When you are thinking about being sexual, can you give yourselves the option to begin playing in order to find out what you’re in the mood for? Often times, there are reasons we don’t allow ourselves this freedom. What would happen if you started playing and decided you’re not ‘feeling it’ anymore? Wanted to keep going? Can the two of you work it out so it’s okay to express your interest or lack of interest any time during sex? Having this kind of safety around sex and intimacy takes the pressure off. Sex play may occur more frequently and be more satisfying.
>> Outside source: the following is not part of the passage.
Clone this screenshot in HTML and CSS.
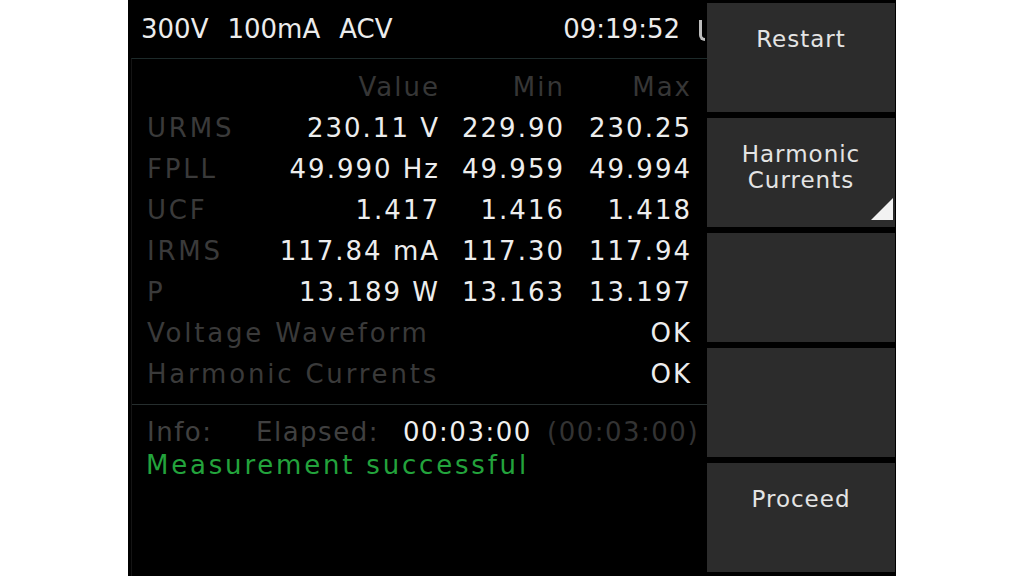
FILE: index.html
```html
<!DOCTYPE html>
<html lang="en">
<head>
    <meta charset="UTF-8">
    <meta name="viewport" content="width=device-width, initial-scale=1.0">
    <title>Measurement Result</title>
    <link rel="stylesheet" href="styles.css">
</head>
<body>
    <div class="screen">
        <div class="panel">
            <div class="topbar">
                <span>300V</span>
                <span>100mA</span>
                <span>ACV</span>
                <span class="clock">09:19:52</span>
                <span class="cut"></span>
            </div>
            <div class="main">
                <div class="table">
                    <div class="head"></div>
                    <div class="head num">Value</div>
                    <div class="head num">Min</div>
                    <div class="head num">Max</div>

                    <div class="label">URMS</div>
                    <div class="num">230.11 V</div>
                    <div class="num">229.90</div>
                    <div class="num">230.25</div>

                    <div class="label">FPLL</div>
                    <div class="num">49.990 Hz</div>
                    <div class="num">49.959</div>
                    <div class="num">49.994</div>

                    <div class="label">UCF</div>
                    <div class="num">1.417</div>
                    <div class="num">1.416</div>
                    <div class="num">1.418</div>

                    <div class="label">IRMS</div>
                    <div class="num">117.84 mA</div>
                    <div class="num">117.30</div>
                    <div class="num">117.94</div>

                    <div class="label">P</div>
                    <div class="num">13.189 W</div>
                    <div class="num">13.163</div>
                    <div class="num">13.197</div>

                    <div class="label wide">Voltage Waveform</div>
                    <div class="num">OK</div>

                    <div class="label wide">Harmonic Currents</div>
                    <div class="num">OK</div>
                </div>
                <div class="info">
                    <div class="info-row">
                        <span class="info-label">Info:</span>
                        <span class="elapsed-label">Elapsed:</span>
                        <span class="elapsed">00:03:00</span>
                        <span class="limit">(00:03:00)</span>
                    </div>
                    <div class="status">Measurement successful</div>
                </div>
            </div>
        </div>
        <div class="softkeys">
            <div class="softkey">Restart</div>
            <div class="softkey">Harmonic<br>Currents
                <svg class="corner" width="22" height="22" viewBox="0 0 22 22">
                    <polygon points="22,0 22,22 0,22" fill="#f2f2f2"/>
                </svg>
            </div>
            <div class="softkey"></div>
            <div class="softkey"></div>
            <div class="softkey">Proceed</div>
        </div>
    </div>
</body>
</html>
```

FILE: styles.css
```css
body {
    margin: 0;
    padding: 0;
    background-color: #fff;
    font-family: "DejaVu Sans", sans-serif;
}
.screen {
    width: 768px;
    height: 576px;
    margin-left: 128px;
    background-color: #000;
    display: flex;
}
.panel {
    width: 579px;
    overflow: hidden;
    display: flex;
    flex-direction: column;
}
.topbar {
    height: 58px;
    flex: none;
    display: flex;
    align-items: center;
    gap: 19px;
    padding-left: 13px;
    color: #ececec;
    font-size: 26px;
    white-space: nowrap;
}
.clock {
    margin-left: auto;
}
.cut {
    width: 6px;
    height: 21px;
    margin-left: 0;
    margin-right: 2px;
    box-sizing: border-box;
    border-left: 3px solid #bdbdbd;
    border-bottom: 3px solid #bdbdbd;
    border-bottom-left-radius: 6px;
    margin-top: 2px;
}
.main {
    flex: 1;
    margin-left: 3px;
    border-top: 1px solid #1d2a2a;
    border-left: 1px solid #141414;
}
.table {
    display: grid;
    grid-template-columns: 1fr 170px 125px 127px;
    grid-auto-rows: 41px;
    align-items: center;
    padding: 7px 17px 10px 15px;
    font-size: 26px;
    letter-spacing: 2px;
}
.head {
    color: #363636;
}
.label {
    color: #3a3a3a;
    letter-spacing: 2.8px;
}
.label.wide {
    grid-column: 1 / 4;
}
.num {
    text-align: right;
    margin-right: -2px;
    color: #ededed;
    white-space: nowrap;
}
.head.num {
    color: #363636;
}
.info {
    border-top: 1px solid #262e2e;
    padding: 11px 0 0 14px;
    font-size: 26px;
    line-height: 33px;
    letter-spacing: 1.5px;
}
.info-row {
    display: flex;
    white-space: nowrap;
    padding-left: 1px;
}
.info-label {
    width: 109px;
    color: #404040;
}
.elapsed-label {
    width: 147px;
    color: #404040;
}
.elapsed {
    width: 144px;
    color: #f0f0f0;
}
.limit {
    color: #333;
}
.status {
    color: #23a33c;
    letter-spacing: 2.8px;
    white-space: nowrap;
}
.softkeys {
    width: 188px;
    display: flex;
    flex-direction: column;
    gap: 5.5px;
    padding: 3px 0 4px;
    box-sizing: border-box;
}
.softkey {
    flex: 1;
    position: relative;
    background-color: #2c2c2c;
    color: #e4e4e4;
    text-align: center;
    padding-top: 23px;
    font-size: 23px;
    line-height: 26px;
    letter-spacing: 1px;
}
.corner {
    position: absolute;
    right: 2px;
    bottom: 7px;
}
```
It’s normal to not want sex
There are times when we are simply not in the mood for sex. You are normal to feel this way. Talk with your partner about how you can navigate these moments and maintain connection. What does it mean to hear “no” from your partner? Is there a way they can be honest with you that would be easier to hear? What is it like for you to say ‘no’ to your partner? What do you need from your partner to make it easier to speak your truth?Can you offer a ‘soft no’? A ‘soft no’ is a saying no to sex but offering something else. For example, “Honey, I’m not really in the mood for sex. I would really enjoy taking a bath with you”.
Developing an openness to sex & intimacy takes collaboration and intention. Relational sex is a team sport. It’s not simply about the times you are having sex. It is about communication, creativity and, above all else, making it safe to be honest about your interest in sex at any given moment.